The severity of its impact was shown in testimonies gathered from victim-survivors.

“What we found is that women who had experienced intimate partner violence without economic abuse, were still about two times more likely to experience food insecurity compared to women who had no intimate partner violence at all,” she said.

“But when we [look at] violence exposure plus economic abuse, those women were almost five times more likely to have food insecurity, three times more likely to be on a benefit, and three times less likely to have enough money to support themselves in case of an emergency,” she said.

Inland Revenue response

Unlike the ATO, New Zealand’s Inland Revenue (IRD) Te Tari Taake believes it has the tools and discretion to deal with intimate partner financial abuse when they discover it in the tax system.

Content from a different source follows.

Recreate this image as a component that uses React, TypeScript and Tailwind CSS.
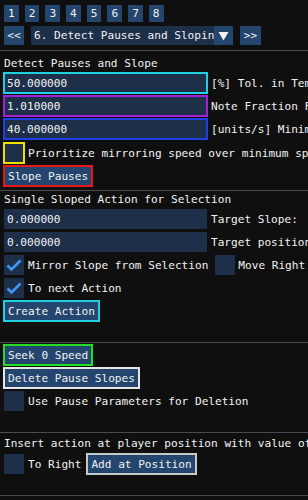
import React from "react";

const FRAME = "bg-[#1d2f49]";
const BTN = "bg-[#24456d]";

function Check() {
  return (
    <svg width="20" height="20" viewBox="0 0 20 20" className="block">
      <polyline points="3.5,10.5 7.5,14.5 16.5,5.5" fill="none" stroke="#4296fa" strokeWidth="2.6" strokeLinecap="butt" strokeLinejoin="miter" />
    </svg>
  );
}

function Box({ checked, outline }: { checked?: boolean; outline?: string }) {
  return (
    <div className={`w-[20px] h-[20px] shrink-0 ${FRAME} ${outline ?? ""}`}>
      {checked ? <Check /> : null}
    </div>
  );
}

function Btn({ children, outline, className }: { children: React.ReactNode; outline?: string; className?: string }) {
  return (
    <div className={`h-[20px] px-[4px] flex items-center whitespace-nowrap shrink-0 ${BTN} ${outline ?? ""} ${className ?? ""}`}>
      {children}
    </div>
  );
}

function Input({ value, label, outline, className }: { value: string; label: string; outline?: string; className?: string }) {
  return (
    <div className={`flex items-center h-[20px] whitespace-nowrap ${className ?? ""}`}>
      <div className={`w-[203px] h-[20px] shrink-0 pl-[3px] flex items-center ${FRAME} ${outline ?? ""}`}>{value}</div>
      <div className="ml-[4px] shrink-0">{label}</div>
    </div>
  );
}

function Sep({ className }: { className?: string }) {
  return <div className={`h-px -ml-[4px] w-[308px] bg-[#4a4a55] shrink-0 ${className ?? ""}`} />;
}

export default function App() {
  return (
    <div
      className="w-[308px] h-[500px] overflow-hidden bg-[#0f0f0f] text-[#f2f2f2] text-[11.1px] leading-[13px] flex flex-col pl-[4px]"
      style={{ fontFamily: '"DejaVu Sans Mono", monospace' }}
    >
      {/* tabs */}
      <div className="mt-[5px] flex gap-[6px] h-[17px]">
        {["1", "2", "3", "4", "5", "6", "7", "8"].map((t) => (
          <div key={t} className={`h-[17px] px-[4px] flex items-center ${BTN}`}>{t}</div>
        ))}
      </div>
      {/* nav */}
      <div className="mt-[4px] flex h-[19px] items-center whitespace-nowrap">
        <div className={`h-[19px] w-[20px] flex items-center justify-center ${BTN}`}>&lt;&lt;</div>
        <div className="ml-[7px] flex h-[19px] w-[202px]">
          <div className={`flex-1 overflow-hidden pl-[3px] flex items-center ${FRAME}`}>6. Detect Pauses and Slopin</div>
          <div className={`w-[19px] h-[19px] flex items-center justify-center ${BTN}`}>
            <svg width="11" height="10" viewBox="0 0 11 10"><polygon points="0.5,1 10.5,1 5.5,9.5" fill="#f2f2f2" /></svg>
          </div>
        </div>
        <div className={`ml-[7px] h-[19px] w-[21px] flex items-center justify-center ${BTN}`}>&gt;&gt;</div>
      </div>
      <Sep className="mt-[5px]" />
      <div className="mt-[6px] h-[13px] whitespace-nowrap">Detect Pauses and Slope</div>
      <Input className="mt-[3px]" value="50.000000" label="[%] Tol. in Tempo" outline="outline-2 outline-[#1fd0e0] -outline-offset-1" />
      <Input className="mt-[3px]" value="1.010000" label="Note Fraction For" outline="outline-2 outline-[#a81fd8] -outline-offset-1" />
      <Input className="mt-[3px]" value="40.000000" label="[units/s] Minimum" outline="outline-2 outline-[#1f3fe8] -outline-offset-1" />
      <div className="mt-[4px] flex items-center h-[20px] whitespace-nowrap">
        <Box outline="outline-2 outline-[#f0e000] -outline-offset-1" />
        <div className="ml-[4px]">Prioritize mirroring speed over minimum speed</div>
      </div>
      <div className="mt-[3px] flex">
        <Btn outline="outline-2 outline-[#e81818] -outline-offset-1">Slope Pauses</Btn>
      </div>
      <Sep className="mt-[4px]" />
      <div className="mt-[2px] h-[13px] whitespace-nowrap">Single Sloped Action for Selection</div>
      <Input className="mt-[3px]" value="0.000000" label="Target Slope:" />
      <Input className="mt-[3px]" value="0.000000" label="Target position" />
      <div className="mt-[3px] flex items-center h-[20px] whitespace-nowrap">
        <Box checked />
        <div className="ml-[4px]">Mirror Slope from Selection</div>
        <div className="ml-[7px]"><Box /></div>
        <div className="ml-[3px]">Move Right</div>
      </div>
      <div className="mt-[3px] flex items-center h-[20px] whitespace-nowrap">
        <Box checked />
        <div className="ml-[4px]">To next Action</div>
      </div>
      <div className="mt-[3px] flex">
        <Btn outline="outline-2 outline-[#1fd0e0] -outline-offset-1">Create Action</Btn>
      </div>
      <Sep className="mt-[21px]" />
      <div className="mt-[2px] flex">
        <Btn outline="outline-2 outline-[#22dd22] -outline-offset-1">Seek 0 Speed</Btn>
      </div>
      <div className="mt-[3px] flex">
        <Btn outline="outline-2 outline-[#e6e6e6] -outline-offset-1">Delete Pause Slopes</Btn>
      </div>
      <div className="mt-[3px] flex items-center h-[20px] whitespace-nowrap">
        <Box />
        <div className="ml-[4px]">Use Pause Parameters for Deletion</div>
      </div>
      <Sep className="mt-[21px]" />
      <div className="mt-[4px] h-[13px] whitespace-nowrap">Insert action at player position with value of</div>
      <div className="mt-[4px] flex items-center h-[20px] whitespace-nowrap">
        <Box />
        <div className="ml-[4px]">To Right</div>
        <div className="ml-[6px]">
          <Btn outline="outline-2 outline-[#c8c8c8] -outline-offset-1">Add at Position</Btn>
        </div>
      </div>
      <Sep className="mt-[21px]" />
    </div>
  );
}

An IRD spokesperson said: “Inland Revenue has measures in place to identify financial abuse and respond to it to help our customers. Our staff have specialist training to identify signs of financial abuse and help customers when abuse is found.”

She said: “There is also tailored support for victims of economic abuse such as debt relief and instalment plans and adjustment to things like child support, student loans, KiwiSaver and Working for Families entitlements.”

IRD used “advanced analytics and audits” to detect financial wrongdoing, she said.

However, like the ATO, Inland Revenue does not have information designed to alert victim-survivors to their options on its website, including in its policy document “Options for relief from tax debt”.

After a long battle by Labour MPs and stalking survivor Susan Templeton, the law was changed to allow company directors who fear for their safety to withhold their home addresses from the Companies Office register.

Templeton, who had herself experienced financial abuse, said she had seen examples of an abuser creating companies with women intimate partners as directors, some of whom did not know he had done it.

She said more had to be done to show the country all the forms that physical and economic abuse takes.

“Decent people can’t imagine it, so they can’t see it,” Templeton said.